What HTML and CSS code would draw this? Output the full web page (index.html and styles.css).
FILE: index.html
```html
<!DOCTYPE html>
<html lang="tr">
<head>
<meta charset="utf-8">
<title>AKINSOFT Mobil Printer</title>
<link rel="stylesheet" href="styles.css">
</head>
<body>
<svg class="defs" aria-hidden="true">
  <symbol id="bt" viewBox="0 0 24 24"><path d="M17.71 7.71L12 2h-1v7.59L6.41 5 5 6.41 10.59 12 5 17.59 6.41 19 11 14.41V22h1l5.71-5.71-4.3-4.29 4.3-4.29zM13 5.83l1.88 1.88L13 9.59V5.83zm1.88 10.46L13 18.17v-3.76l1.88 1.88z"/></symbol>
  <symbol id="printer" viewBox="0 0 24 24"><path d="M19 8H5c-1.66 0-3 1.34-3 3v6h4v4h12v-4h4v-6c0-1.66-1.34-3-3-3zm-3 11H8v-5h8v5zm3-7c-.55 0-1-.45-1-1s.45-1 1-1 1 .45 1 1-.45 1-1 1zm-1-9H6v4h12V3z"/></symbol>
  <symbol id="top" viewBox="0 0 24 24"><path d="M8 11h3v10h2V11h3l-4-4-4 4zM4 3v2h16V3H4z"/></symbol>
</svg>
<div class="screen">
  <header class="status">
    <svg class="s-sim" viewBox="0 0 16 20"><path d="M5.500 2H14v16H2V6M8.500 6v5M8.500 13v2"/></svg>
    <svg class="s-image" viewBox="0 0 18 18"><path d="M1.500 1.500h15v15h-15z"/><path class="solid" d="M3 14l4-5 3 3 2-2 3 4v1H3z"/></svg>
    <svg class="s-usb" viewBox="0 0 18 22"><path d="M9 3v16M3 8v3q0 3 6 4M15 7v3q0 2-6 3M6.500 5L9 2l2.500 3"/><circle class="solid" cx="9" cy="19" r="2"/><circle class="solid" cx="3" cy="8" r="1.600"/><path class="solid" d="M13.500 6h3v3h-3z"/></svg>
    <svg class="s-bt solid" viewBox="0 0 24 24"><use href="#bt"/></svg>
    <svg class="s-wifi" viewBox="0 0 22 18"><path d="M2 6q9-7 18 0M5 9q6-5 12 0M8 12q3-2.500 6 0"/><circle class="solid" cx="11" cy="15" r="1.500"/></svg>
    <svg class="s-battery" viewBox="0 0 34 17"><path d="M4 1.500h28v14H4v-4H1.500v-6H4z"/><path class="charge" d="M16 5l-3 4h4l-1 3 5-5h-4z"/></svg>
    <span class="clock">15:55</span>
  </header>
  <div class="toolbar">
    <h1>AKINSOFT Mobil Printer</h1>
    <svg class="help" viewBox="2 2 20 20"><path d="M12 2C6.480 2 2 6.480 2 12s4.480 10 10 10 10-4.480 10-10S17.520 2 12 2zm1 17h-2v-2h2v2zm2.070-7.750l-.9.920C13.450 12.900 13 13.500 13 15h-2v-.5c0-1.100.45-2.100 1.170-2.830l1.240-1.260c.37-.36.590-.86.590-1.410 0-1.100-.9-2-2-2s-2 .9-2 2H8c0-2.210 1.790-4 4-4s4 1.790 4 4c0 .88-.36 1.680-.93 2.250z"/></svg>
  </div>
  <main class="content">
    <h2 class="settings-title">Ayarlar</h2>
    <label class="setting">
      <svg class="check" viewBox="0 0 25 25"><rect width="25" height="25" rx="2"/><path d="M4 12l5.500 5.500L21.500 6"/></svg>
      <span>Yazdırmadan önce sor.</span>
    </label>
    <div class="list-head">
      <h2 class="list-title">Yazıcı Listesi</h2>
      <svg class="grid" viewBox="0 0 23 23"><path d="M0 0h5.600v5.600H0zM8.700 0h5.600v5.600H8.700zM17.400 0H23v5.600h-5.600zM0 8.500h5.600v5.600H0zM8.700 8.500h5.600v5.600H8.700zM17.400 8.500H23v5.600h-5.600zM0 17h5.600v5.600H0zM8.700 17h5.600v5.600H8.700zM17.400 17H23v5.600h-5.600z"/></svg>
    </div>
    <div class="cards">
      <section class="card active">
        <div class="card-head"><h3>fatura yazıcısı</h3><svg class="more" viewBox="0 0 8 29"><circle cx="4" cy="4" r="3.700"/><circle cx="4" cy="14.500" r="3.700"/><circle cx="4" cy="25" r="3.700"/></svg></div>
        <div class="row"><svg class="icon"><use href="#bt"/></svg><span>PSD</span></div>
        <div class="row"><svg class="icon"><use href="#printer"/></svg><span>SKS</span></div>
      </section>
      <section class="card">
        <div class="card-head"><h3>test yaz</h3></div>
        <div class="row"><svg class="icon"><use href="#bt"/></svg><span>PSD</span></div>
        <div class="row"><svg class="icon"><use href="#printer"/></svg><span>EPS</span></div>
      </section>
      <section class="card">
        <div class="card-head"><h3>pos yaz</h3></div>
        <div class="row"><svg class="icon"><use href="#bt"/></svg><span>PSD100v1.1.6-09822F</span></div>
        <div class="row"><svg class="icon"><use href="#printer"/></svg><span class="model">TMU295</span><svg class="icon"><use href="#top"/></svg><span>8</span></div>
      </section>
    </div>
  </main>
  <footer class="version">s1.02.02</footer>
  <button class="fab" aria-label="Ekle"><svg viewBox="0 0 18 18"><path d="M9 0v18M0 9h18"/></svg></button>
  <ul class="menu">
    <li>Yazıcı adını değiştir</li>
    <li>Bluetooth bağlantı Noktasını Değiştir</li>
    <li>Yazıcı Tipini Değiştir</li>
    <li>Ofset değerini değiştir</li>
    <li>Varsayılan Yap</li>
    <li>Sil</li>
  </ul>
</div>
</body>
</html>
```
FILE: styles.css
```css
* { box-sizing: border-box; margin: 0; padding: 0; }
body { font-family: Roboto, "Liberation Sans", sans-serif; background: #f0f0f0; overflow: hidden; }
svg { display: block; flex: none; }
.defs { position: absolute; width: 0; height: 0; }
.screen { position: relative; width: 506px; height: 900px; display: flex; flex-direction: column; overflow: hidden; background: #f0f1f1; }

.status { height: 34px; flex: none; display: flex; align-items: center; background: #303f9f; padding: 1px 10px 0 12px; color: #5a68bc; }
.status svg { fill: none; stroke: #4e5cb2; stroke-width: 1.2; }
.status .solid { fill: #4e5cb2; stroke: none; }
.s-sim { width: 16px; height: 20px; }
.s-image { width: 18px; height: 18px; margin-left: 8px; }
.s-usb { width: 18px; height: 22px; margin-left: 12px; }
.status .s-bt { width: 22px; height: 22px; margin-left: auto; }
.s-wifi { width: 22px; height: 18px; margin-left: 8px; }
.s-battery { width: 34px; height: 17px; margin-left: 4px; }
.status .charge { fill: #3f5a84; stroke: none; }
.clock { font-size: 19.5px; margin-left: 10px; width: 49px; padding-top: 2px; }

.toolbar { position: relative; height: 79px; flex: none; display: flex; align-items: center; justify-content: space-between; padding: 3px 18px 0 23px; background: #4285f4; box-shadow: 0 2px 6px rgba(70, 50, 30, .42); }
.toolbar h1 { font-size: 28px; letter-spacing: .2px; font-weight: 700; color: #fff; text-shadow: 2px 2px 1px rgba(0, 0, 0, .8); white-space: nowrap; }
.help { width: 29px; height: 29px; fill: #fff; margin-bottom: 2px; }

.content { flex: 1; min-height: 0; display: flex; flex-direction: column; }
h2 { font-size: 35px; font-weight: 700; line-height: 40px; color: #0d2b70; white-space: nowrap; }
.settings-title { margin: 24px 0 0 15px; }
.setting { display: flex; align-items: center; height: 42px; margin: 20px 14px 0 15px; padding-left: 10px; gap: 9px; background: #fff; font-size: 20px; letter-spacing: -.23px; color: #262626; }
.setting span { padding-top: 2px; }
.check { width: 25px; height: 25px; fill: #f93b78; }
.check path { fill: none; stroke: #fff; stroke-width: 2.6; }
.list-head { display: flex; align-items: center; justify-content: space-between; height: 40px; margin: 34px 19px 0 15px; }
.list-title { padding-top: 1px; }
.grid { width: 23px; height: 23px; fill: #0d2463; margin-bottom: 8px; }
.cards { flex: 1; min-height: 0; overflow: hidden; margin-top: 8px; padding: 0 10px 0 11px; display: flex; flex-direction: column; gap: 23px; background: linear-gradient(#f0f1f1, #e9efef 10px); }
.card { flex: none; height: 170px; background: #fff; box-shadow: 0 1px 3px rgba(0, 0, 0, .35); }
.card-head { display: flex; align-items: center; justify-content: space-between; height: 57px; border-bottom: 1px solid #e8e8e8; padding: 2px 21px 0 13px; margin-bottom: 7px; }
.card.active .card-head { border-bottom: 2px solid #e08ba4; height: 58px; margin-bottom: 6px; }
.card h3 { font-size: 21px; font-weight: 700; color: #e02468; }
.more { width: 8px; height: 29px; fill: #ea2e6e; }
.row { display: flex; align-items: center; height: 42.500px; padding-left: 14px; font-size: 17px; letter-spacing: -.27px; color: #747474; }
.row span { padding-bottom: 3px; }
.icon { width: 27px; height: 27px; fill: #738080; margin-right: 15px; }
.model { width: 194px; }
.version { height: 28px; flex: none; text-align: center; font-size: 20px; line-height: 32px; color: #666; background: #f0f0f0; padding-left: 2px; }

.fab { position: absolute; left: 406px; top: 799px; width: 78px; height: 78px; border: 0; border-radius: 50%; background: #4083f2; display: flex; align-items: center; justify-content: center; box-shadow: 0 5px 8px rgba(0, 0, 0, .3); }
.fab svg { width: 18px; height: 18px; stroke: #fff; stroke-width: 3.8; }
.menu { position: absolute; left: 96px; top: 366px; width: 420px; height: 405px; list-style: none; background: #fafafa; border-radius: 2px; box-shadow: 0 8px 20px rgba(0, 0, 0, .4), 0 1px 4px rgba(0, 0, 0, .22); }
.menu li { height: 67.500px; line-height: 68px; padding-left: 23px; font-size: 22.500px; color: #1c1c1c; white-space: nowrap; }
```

====================

TASK DETAILS: Each line in the material either holds the string "styles" or does not. State how many do, and nothing else.

IN RESPONSE: 3